So, a few months back I was turned onto a book called The Millionaire Next Door. It’s all about how the country’s millionaire’s aren’t the cliche stiff-jawed, haute-couture-wearing depiction we all conjure in our heads, but rather the canned-bean-eating, Oldsmobile-driving, humble-living guy next door. Well, that’s a bit of an exaggeration. But basically these guys hosted a focus group for millionaires and they expected a snooty crowd dripping with wealth, and what they got was much different: Just your average Joes.
The Better Man
Turns out there was a reason for that. Because the average joes didn’t overspend and overextend their budget to reflect their wealth. They didn’t “reward” themselves for having money by buying more things — a habit I think we’ve embraced in our culture far too much over the past decade or two.
I had put the book down about half way through and haven’t thought about it much since. That is, until last night.
Financial Advice from Memory Lane
My cousin and I were chatting over wine, wistfully reminiscing about our grandparents and their two houses we remember growing up in. How we loved both of the houses so much. The yard seemed so big in their first home, and the bedrooms seemed huge. There were always great nooks and crannies for hide-and-go-seek in what seemed like an enormous and daunting basement. From what I remember (and these memories are vague), they had a dining room, living room, three bedrooms and maybe 2 baths. And the yard at a young age seemed to go on for miles–I used to think it was the size of an apple orchard–but it was actually about an acre from front to back (it was a corner lot).
The second house was much humbler than the first but still cozy and wonderful. A ranch with two bedrooms, 2.5 baths, and a smaller fenced-in yard big enough for a vegetable garden.
Did they know more than they let on?
So here’s where the book and my Grandparents come together. One of the biggest financial problems we’re suffering as Americans is living beyond our means. Now, maybe we don’t realize it until we’re unemployed and we can’t make ends meet, but nonetheless it’s what’s caused the rate of foreclosures to skyrocket. We live in a neighborhood of McMansions, drive new cars off the lot, we go to restaurants, order in, update and redecorate…
But hmmm… Not my grandparents. Not great aunts or uncles. And not my husband’s grandparents either. In fact, THEY still live in the same 3 bedroom ranch they’ve lived in for decades in the same small town, with a car they’ll drive into the ground and they’ve only made necessary updates to the house. I believe the house is paid off. Same with his great aunt. They ARE the “millionaires next door”.
My question is: When did things change? When did we collectively decide that the cozy ranch we loved and admired when we were younger wasn’t going to cut it for us? When did we begin gravitating to this hand-to-mouth, bigger-is-better mentality? And most of all, did my grandparents know more about The Millionaire Next Door theory than I thought?
Getting Back to the Ranch
All State Insurance has a great spot out right now about “getting back to basics”, and you know, not only is the writing excellent, but the whole idea is actually a very insightful one. And honestly, it got me thinking. I think this is exactly the mentality that we need to embrace as we go into our next decade of financial decisions.

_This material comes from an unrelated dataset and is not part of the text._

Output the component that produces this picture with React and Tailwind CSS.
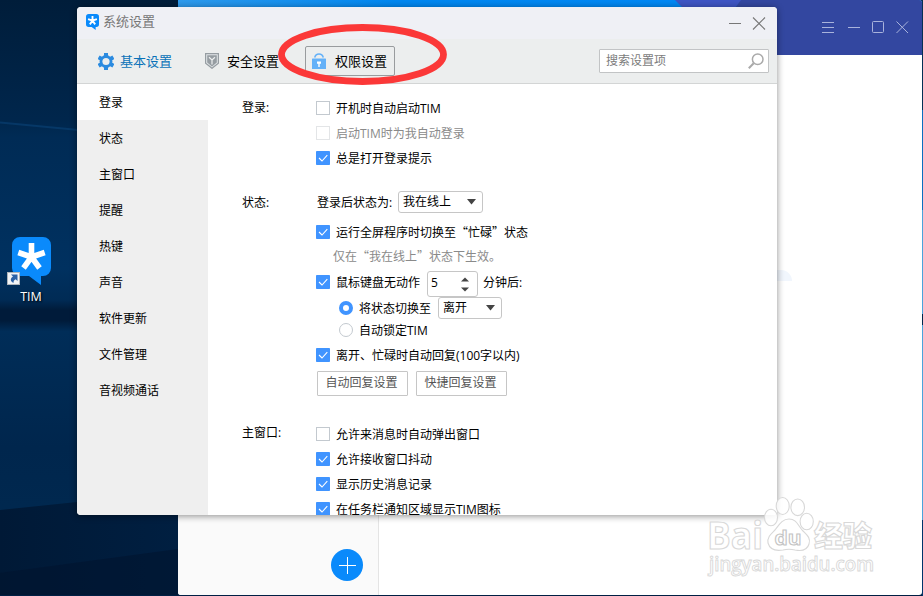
const NAV = ['登录', '状态', '主窗口', '提醒', '热键', '声音', '软件更新', '文件管理', '音视频通话'];

function TimLogo({ className }) {
  return (
    <svg viewBox="0 0 39 48" className={className} aria-hidden="true">
      <path d="M8 0h23a8 8 0 0 1 8 8v23a8 8 0 0 1-8 8h-2v9l-12-9H8a8 8 0 0 1-8-8V8a8 8 0 0 1 8-8z" fill="#0a8afb" />
      <g stroke="#fff" strokeWidth="5.6">
        <path d="M19.5 20V6M19.5 20l13.2-4.5M19.5 20l8 11M19.5 20l-8 11M19.5 20L6.3 15.500" />
      </g>
    </svg>
  );
}

function Gear() {
  return (
    <svg viewBox="0 0 16 17" className="h-[17px] w-4" aria-hidden="true">
      <g fill="#2b8be0">
        <rect x="6" y="0" width="4" height="17" />
        <rect x="6" y="0" width="4" height="17" transform="rotate(60 8 8.5)" />
        <rect x="6" y="0" width="4" height="17" transform="rotate(120 8 8.5)" />
        <circle cx="8" cy="8.500" r="6.400" />
      </g>
      <circle cx="8" cy="8.500" r="3.600" fill="#eceeee" />
    </svg>
  );
}

function Shield() {
  return (
    <svg viewBox="0 0 14 16" className="h-4 w-3.5" aria-hidden="true">
      <path d="M.6.600h12.800v9.600L7 15.300.6 10.200z" fill="#e2e6e8" stroke="#969da2" strokeWidth="1.200" />
      <path d="M2.200 2.200h9.600v7.200L7 13.400 2.200 9.400z" fill="#969da2" />
      <path d="M4 4.200L7 7l3-2.800M7 7v4.500" stroke="#eef0f0" strokeWidth="1.200" fill="none" />
    </svg>
  );
}

function Lock() {
  return (
    <svg viewBox="0 0 14 16" className="h-4 w-3.5" aria-hidden="true">
      <path d="M2.700 4.500C3.300 2 4.800.9 7 .9s3.700 1.100 4.300 3.600" fill="none" stroke="#64b1f8" strokeWidth="1.500" />
      <rect x="0" y="5.500" width="14" height="10.500" rx=".6" fill="#64b1f8" />
      <path d="M5 8.500h4v2.200H7.700V14H6.300v-3.300H5z" fill="#fff" />
    </svg>
  );
}

function Box({ on, dim }) {
  if (!on) return <span className={`h-3.5 w-3.5 shrink-0 border bg-white ${dim ? 'border-[#e3e5e7]' : 'border-[#c3c9cf]'}`} />;
  return (
    <svg viewBox="0 0 14 14" className="h-3.5 w-3.5 shrink-0" aria-hidden="true">
      <rect width="14" height="14" rx=".8" fill="#4094ff" />
      <path d="M3 7l3 3 5.300-5.800" fill="none" stroke="#fff" strokeWidth="1.100" />
    </svg>
  );
}

function Check({ on, dim, children, className = '', textClass = 'pt-0.5' }) {
  return (
    <div className={`flex h-6 items-center gap-1.5 whitespace-nowrap ${dim ? 'text-[#8a8a8a]' : ''} ${className}`}>
      <Box on={on} dim={dim} />
      <span className={textClass}>{children}</span>
    </div>
  );
}

function Select({ children, className }) {
  return (
    <div className={`flex h-[22px] items-center justify-between rounded-[3px] border border-[#c6c6c6] bg-white pl-1 pr-1.5 ${className}`}>
      <span>{children}</span>
      <svg viewBox="0 0 9 6" className="-mt-px h-1.5 w-[9px]" aria-hidden="true"><path d="M0 0h9L4.500 5.500z" fill="#444" /></svg>
    </div>
  );
}

function MainWindow() {
  return (
    <div className="absolute left-[178px] top-0 flex h-[595px] w-[744px] flex-col overflow-hidden rounded-b-[3px] rounded-tr-[3px] bg-white">
      <header className="flex h-[55px] shrink-0 justify-end bg-[linear-gradient(90deg,#2e9aec_0px,#0087f0_220px,#0088f4_500px)]">
        <svg viewBox="0 0 252 55" className="h-[55px] w-[252px]" aria-hidden="true">
          <path d="M5 0h67L22 55h38z" fill="#3e55c4" />
          <path d="M71 0h181v55H30z" fill="#3347a0" />
          <g fill="none" stroke="#a9b3dc" strokeWidth="1">
            <path d="M152 22.500h12M152 27.500h12M152 32.500h12M178 27.500h12" />
            <rect x="202.500" y="21.500" width="11" height="11" rx="1" />
            <path d="M226.500 21.500l11.500 11.500M238 21.500L226.500 33" />
          </g>
        </svg>
      </header>
      <div className="flex flex-1">
        <aside className="flex w-[201px] flex-col items-end justify-end border-r border-[#e4e4e4] bg-[#fafafa] pb-[14px] pr-[15px]">
          <div className="flex h-8 w-8 items-center justify-center rounded-full bg-[#0a8afb]">
            <svg viewBox="0 0 17 17" className="h-[17px] w-[17px]" aria-hidden="true"><path d="M8.500 0v17M0 8.500h17" stroke="#fff" /></svg>
          </div>
        </aside>
        <div className="relative flex-1">
          <div className="absolute left-[388px] top-[215px] h-[11px] w-[25px] rounded-tr-full bg-[#f1f6fd]" />
        </div>
      </div>
    </div>
  );
}

function SettingsForm() {
  return (
    <main className="flex-1 bg-white pl-[34px] pt-3 text-black">
      <section className="flex items-start">
        <h3 className="w-[74px] leading-6">登录:</h3>
        <div className="flex flex-col gap-px">
          <Check>开机时自动启动TIM</Check>
          <Check dim>启动TIM时为我自动登录</Check>
          <Check on>总是打开登录提示</Check>
        </div>
      </section>
      <section className="mt-[21px] flex items-start">
        <h3 className="w-[74px] leading-6">状态:</h3>
        <div>
          <div className="flex h-[22px] items-center">
            <span className="w-[82px] whitespace-nowrap pl-px pt-0.5">登录后状态为:</span>
            <Select className="w-[85px]">我在线上</Select>
          </div>
          <Check on className="mt-[7px]" textClass="font-['Noto_Sans_CJK_SC',sans-serif]">运行全屏程序时切换至“忙碌”状态</Check>
          <div className="mt-0.5 h-5 pl-[17px] font-['Noto_Sans_CJK_SC',sans-serif] leading-5 text-[#8a8a8a]">仅在“我在线上”状态下生效。</div>
          <div className="mt-[5px] flex h-[26px] items-start">
            <Check on className="-mt-px w-[111px]">鼠标键盘无动作</Check>
            <div className="flex h-[26px] w-[51px] items-center justify-between rounded-[3px] border border-[#c6c6c6] bg-white pl-[3px] pr-2">
              <span className="-mt-0.5">5</span>
              <svg viewBox="0 0 8 15" className="h-[15px] w-2" aria-hidden="true"><path d="M0 4.500h8L4 .5zM0 10.500h8l-4 4z" fill="#444" /></svg>
            </div>
            <span className="ml-[5px] leading-6">分钟后:</span>
          </div>
          <div className="flex h-[22px] items-center pl-[23px]">
            <span className="h-3.5 w-3.5 rounded-full border-[4px] border-[#4094ff] bg-white" />
            <span className="ml-1.5 w-[79px] pt-0.5">将状态切换至</span>
            <Select className="w-16">离开</Select>
          </div>
          <div className="mt-px flex h-5 items-center gap-1.5 pl-[23px]">
            <span className="h-3.5 w-3.5 rounded-full border border-[#c3c9cf]" />
            <span className="pt-0.5">自动锁定TIM</span>
          </div>
          <Check on className="mt-[3px]">离开、忙碌时自动回复(100字以内)</Check>
          <div className="mt-1 flex gap-2 pl-px text-[#555]">
            <button className="h-[25px] w-[91px] rounded-[1px] border border-[#c6c6c6] pb-px pr-0.5">自动回复设置</button>
            <button className="h-[25px] w-[91px] rounded-[1px] border border-[#c6c6c6] pb-px pr-0.5">快捷回复设置</button>
          </div>
        </div>
      </section>
      <section className="mt-[26px] flex items-start">
        <h3 className="w-[74px] leading-[22px]">主窗口:</h3>
        <div className="flex flex-col gap-px">
          <Check>允许来消息时自动弹出窗口</Check>
          <Check on>允许接收窗口抖动</Check>
          <Check on>显示历史消息记录</Check>
          <Check on>在任务栏通知区域显示TIM图标</Check>
        </div>
      </section>
    </main>
  );
}

function SettingsWindow() {
  return (
    <div className="absolute left-[77px] top-[7px] flex h-[508px] w-[700px] flex-col overflow-hidden rounded-[4px] bg-white shadow-[0_1px_7px_rgba(0,0,0,0.45)]">
      <header className="flex h-8 shrink-0 items-center bg-[#eff0f5] pl-[9px] pr-[11px]">
        <TimLogo className="-mt-0.5 h-4 w-[13px]" />
        <h1 className="ml-1 pb-1 text-[13px] text-[#777]">系统设置</h1>
        <svg viewBox="0 0 38 14" className="ml-auto h-3.5 w-[38px]" aria-hidden="true">
          <path d="M1 7.500h12M25 1.500l12 12M37 1.500l-12 12" fill="none" stroke="#777" strokeWidth="1.100" />
        </svg>
      </header>
      <nav className="flex h-[45px] shrink-0 items-center border-b border-[#d3d5d5] bg-[#eceeee] pl-[21px] pr-2 text-[13px] text-black">
        <Gear />
        <span className="ml-1.5 w-[85px] text-[#0a72b8]">基本设置</span>
        <Shield />
        <span className="ml-2 w-[78px]">安全设置</span>
        <div className="flex h-[30px] w-[90px] items-center gap-[9px] rounded-[2px] border border-[#999c9e] pl-1.5">
          <Lock />
          <span className="whitespace-nowrap">权限设置</span>
        </div>
        <div className="ml-auto flex h-6 w-[170px] items-center justify-between rounded-[1px] border border-[#c2c4c5] bg-white pl-1.5 pr-1 text-[12px] text-[#7c7c7c]">
          <span>搜索设置项</span>
          <svg viewBox="0 0 16 16" className="h-4 w-4" aria-hidden="true">
            <circle cx="9.700" cy="6.300" r="5.300" fill="none" stroke="#aaa" strokeWidth="1.500" />
            <path d="M5.700 10.300L.8 15.200" stroke="#aaa" strokeWidth="2" />
          </svg>
        </div>
      </nav>
      <div className="flex min-h-0 flex-1 text-[12px]">
        <aside className="w-[131px] shrink-0 bg-[#efefef]">
          {NAV.map((n, i) => (
            <div key={n} className={`flex h-9 items-center pl-[22px] pt-px text-black ${i === 0 ? 'bg-white' : ''}`}>{n}</div>
          ))}
        </aside>
        <SettingsForm />
      </div>
    </div>
  );
}

function Watermark() {
  return (
    <svg viewBox="0 0 190 100" className="absolute left-[700px] top-[492px] h-[100px] w-[190px]" aria-hidden="true">
      <g fill="#fff" fillOpacity=".85" stroke="#d8d8d8" strokeWidth="1.100" fontFamily="'Open Sans','Noto Sans CJK SC',sans-serif">
        <ellipse cx="71" cy="25.500" rx="6.500" ry="8.300" />
        <ellipse cx="82.700" cy="14" rx="6.500" ry="8.500" />
        <ellipse cx="97.700" cy="15.300" rx="6.800" ry="8.300" />
        <ellipse cx="106.700" cy="29.500" rx="6.600" ry="8.300" />
        <path d="M89 27c8 0 9 7 14 12 4 4 8 7 6 13-2 7-9 7-14 6-4-1-8-1-12 0-6 1-13 0-15-7-1-6 3-9 7-13 4-5 7-11 14-11z" />
        <text x="7" y="57" fontSize="37" fontWeight="700" textLength="56" lengthAdjust="spacingAndGlyphs">Bai</text>
        <text x="74.500" y="53" fontSize="20" fontWeight="700" stroke="#c4c4c4" textLength="27" lengthAdjust="spacingAndGlyphs">du</text>
        <text x="114" y="54.500" fontSize="29" fontWeight="900" fontFamily="'Noto Sans CJK SC',sans-serif">经验</text>
        <text x="9" y="79" fontSize="19" fontWeight="600" strokeWidth=".9" textLength="165" lengthAdjust="spacingAndGlyphs">jingyan.baidu.com</text>
      </g>
    </svg>
  );
}

export default function App() {
  return (
    <div className="relative h-[596px] w-[923px] overflow-hidden bg-[#00264c] font-['Open_Sans','Noto_Sans_CJK_SC',sans-serif] text-[12px] leading-[18px]">
      <svg viewBox="0 0 923 596" className="absolute inset-0 h-full w-full" aria-hidden="true">
        <defs>
          <linearGradient id="sky" x1="0" y1="0" x2="0" y2="1">
            <stop offset="0" stopColor="#001d3a" />
            <stop offset=".2" stopColor="#00264c" />
            <stop offset=".23" stopColor="#002b55" />
            <stop offset=".45" stopColor="#003160" />
            <stop offset=".503" stopColor="#002b55" />
            <stop offset=".52" stopColor="#001b3a" />
            <stop offset=".538" stopColor="#001b3a" />
            <stop offset=".556" stopColor="#002d58" />
            <stop offset=".75" stopColor="#00264d" />
            <stop offset=".85" stopColor="#00284f" />
            <stop offset="1" stopColor="#002347" />
          </linearGradient>
          <linearGradient id="floor" x1="0" y1="0" x2="1" y2="0">
            <stop offset="0" stopColor="#001936" />
            <stop offset="1" stopColor="#001f41" />
          </linearGradient>
        </defs>
        <rect width="923" height="596" fill="url(#sky)" />
        <path d="M0 122.500l178 17" stroke="#0a4377" strokeWidth="2" opacity=".6" />
        <path d="M0 510l77-8 101-10v104H0z" fill="url(#floor)" />
        <path d="M0 573l178-24v47H0z" fill="#00142f" opacity=".6" />
        <rect y="595" width="923" height="1" fill="#001f44" />
        <rect x="922" y="0" width="1" height="110" fill="#053055" />
        <rect x="922" y="110" width="1" height="100" fill="#0b6fc0" />
        <rect x="922" y="210" width="1" height="310" fill="#4ba3dc" />
        <rect x="922" y="314" width="1" height="11" fill="#00264c" />
        <rect x="922" y="520" width="1" height="76" fill="#00356b" />
      </svg>
      <div className="absolute left-[7px] top-[237px] flex w-12 flex-col items-center">
        <div className="relative h-12 w-[39px]">
          <TimLogo className="h-12 w-[39px]" />
          <svg viewBox="0 0 13 13" className="absolute -left-[5px] top-[35px] h-[13px] w-[13px]" aria-hidden="true">
            <rect x=".5" y=".5" width="12" height="12" fill="#f2f4f6" stroke="#aeb4ba" />
            <path d="M4 2.500h6.500V9L8.600 7.200C7 8 6.500 9.300 6.500 11 3 9.500 3 6.300 6 4.500z" fill="#2c62a6" />
          </svg>
        </div>
        <span className="mt-[3px] text-[12.500px] text-white [text-shadow:1px_1px_2px_#000]">TIM</span>
      </div>
      <MainWindow />
      <SettingsWindow />
      <svg viewBox="0 0 180 70" className="absolute left-[272px] top-5 h-[70px] w-[180px]" aria-hidden="true">
        <ellipse cx="90.500" cy="34.500" rx="81" ry="27" fill="none" stroke="#fb3838" strokeWidth="6.800" />
      </svg>
      <Watermark />
    </div>
  );
}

As we go into this new year, maybe it’s time to think about how the generations before us embraced the basics. The simple life. What if we veered away from the McMansions and get back to the 2-3 bedroom ranch. Your average family in the 50s and 60s didn’t move half as often as our current culture does, getting a new car held an eerily similar weight of importance to coming home with a newborn, you bought what you needed, and amazingly the kids knew they couldn’t have everything they wanted. Most importantly, you lived in a home that reflected your most comfortable price point.
And of course, as I begin my quest to become my own millionaire next door, I’ll keep you posted.